また、ケガ人で多くの選手が試合に出ていない分、試合に出ている選手たちへの負担はかなりのものになっていると思います。ルヴァンも120分やってひたすら疲労して敗退という散々な結果に終わっています。しかも中4日、次に2日という連戦。後半の疲れは相当なものだったと思います。なので、後ろに重たくなるのは致し方なしというところじゃないかと思います。動きたくても多分もう動けない。
この試合は最後の最後に致命的なミスが重なってしまいました。
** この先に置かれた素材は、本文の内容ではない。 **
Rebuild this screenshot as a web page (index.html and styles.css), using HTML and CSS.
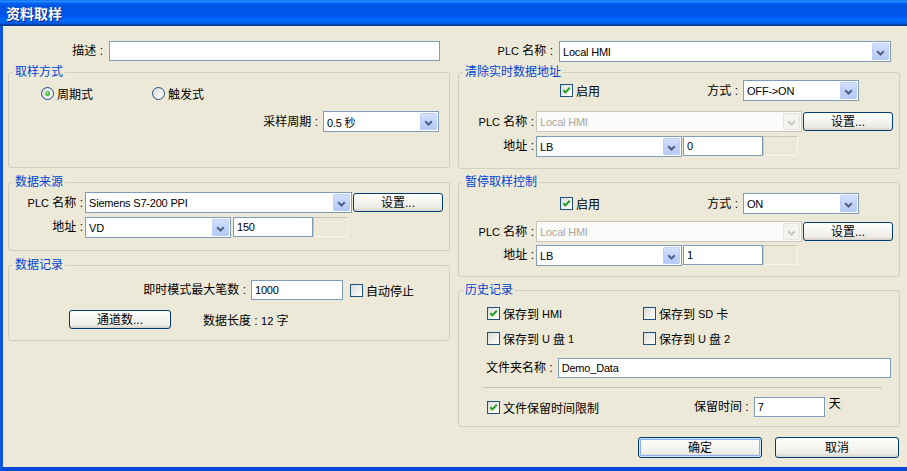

クロッサーがドフリーでクロスを上げてしまっているのがまずありえない。そして、相手の攻撃の選手が3枚いるのに対して、こちらが競れる選手が2枚しかいない。さらには、長身FWに対して170㎝の本山遥が競らないといけない状況になっている。そりゃ、ファー狙うわなという状況でした。いくつもエラーが重なって失点をしてしまったシーンだったかなと思います。
しかし、右WBに阿部海大をもってこなきゃいけなかったこと。左CBに170㎝の本山を使わないといけないことなど、守るにせよ急場しのぎ感が否めない態勢だった点はあろうかと思います。なので、仕方ない。我慢だ。我慢するしかない。
出ている選手の疲労度はどうなのか?グレイソンはケガしていないか?心配事は山のようにありますが、どのみちけが人が戻ってこない限り状況が好転することはまずないと思います。一刻も早く戦力がそろってこんな窒息しそうな瀬戸際な戦いを強いられないでも済むようなりたい。そう願ってやみません。今出ている選手は精いっぱいやってる。それは伝わってる。
中2日というスケジュールでホーム徳島戦を迎えますが、徳島も少し息を吹き返してきています。岡山に有利な状況がマジでなんもねーな!というような状況です。正直メンバーがどうなるのかよくわかりません。清水ー山形ー徳島と全部出る選手もきっといるでしょう。もうむちゃくちゃですね。でも、やるしかない。なんとかリフレッシュできるだけしてもらって、なんとかしよう。
7試合で勝点7は残留争いするくらいの勝ち点ペースです。つまり、今一番弱いクラスに岡山がいる。どん底です。それでもまだ勝ち点23で4位にいます。無様でもなんでもいいからゾンビのようにかじりついていきましょう。それしかないと思います。今臨めるベストに挑むこと。それが諦めないことだと思います。それ以外に開ける道はないでしょう。